India's financial sector has witnessed a significant uptick in mergers and acquisitions (M&A) activity, with deals totaling $8 billion between January and September. This marks a substantial 127% increase compared to the same period in the previous year, highlighting the sector's dynamic growth and attractiveness to both domestic and international investors.

Key M&A Deals

Acquirer Target Stake Deal Value Details
Emirates NBD RBL Bank 60% $3.00 billion Largest overseas acquisition in India's financial sector
Sumitomo Mitsui Banking Corporation Yes Bank 24.99% $1.60 billion Initial 20% stake, followed by additional 4.99%
Blackstone Federal Bank 9.9% $705.05 million Investment through preferential equity shares
International Holding Company Sammaan Capital 43.5% $1.00 billion Abu Dhabi-based company investing in housing loan specialist
Warburg Pincus & Abu Dhabi Investment Authority IDFC FIRST Bank 15% (combined) $877.00 million Joint investment for significant stake
Bain Capital Manappuram Finance 18% $508.00 million Investment in gold-loan NBFC
Bajaj Group Insurance Joint Ventures 26% $2.80 billion Buyback of stake from Allianz, ending decade-long partnership

Trends and Implications

The surge in M&A activity in India's financial sector indicates several key trends:

  1. Foreign Interest: The significant investments from UAE-based Emirates NBD and International Holding Company, Japan's Sumitomo Mitsui Banking Corporation, and global private equity firms like Blackstone and Bain Capital underscore the growing international interest in India's financial market.

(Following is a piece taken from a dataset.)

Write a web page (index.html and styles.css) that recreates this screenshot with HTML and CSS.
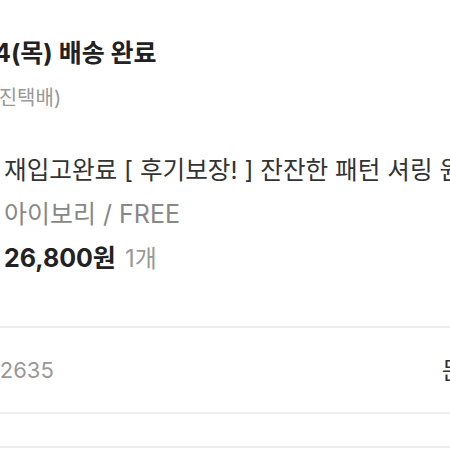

  2. Diverse Segments: The deals span various segments of the financial sector, including traditional banking, housing finance, gold loans, and insurance, reflecting a broad-based interest across the industry.

  3. Strategic Shifts: The Bajaj Group's buyback of stakes in its insurance joint ventures signals a strategic realignment, potentially indicating a trend towards more independent operations in the insurance sector.

  4. Private Equity Participation: The involvement of major private equity players like Blackstone, Warburg Pincus, and Bain Capital highlights the sector's attractiveness for long-term value creation.

  5. Scale and Consolidation: Large-scale acquisitions, such as Emirates NBD's 60% stake in RBL Bank, may lead to increased consolidation and potentially stronger, more competitive entities in the Indian financial landscape.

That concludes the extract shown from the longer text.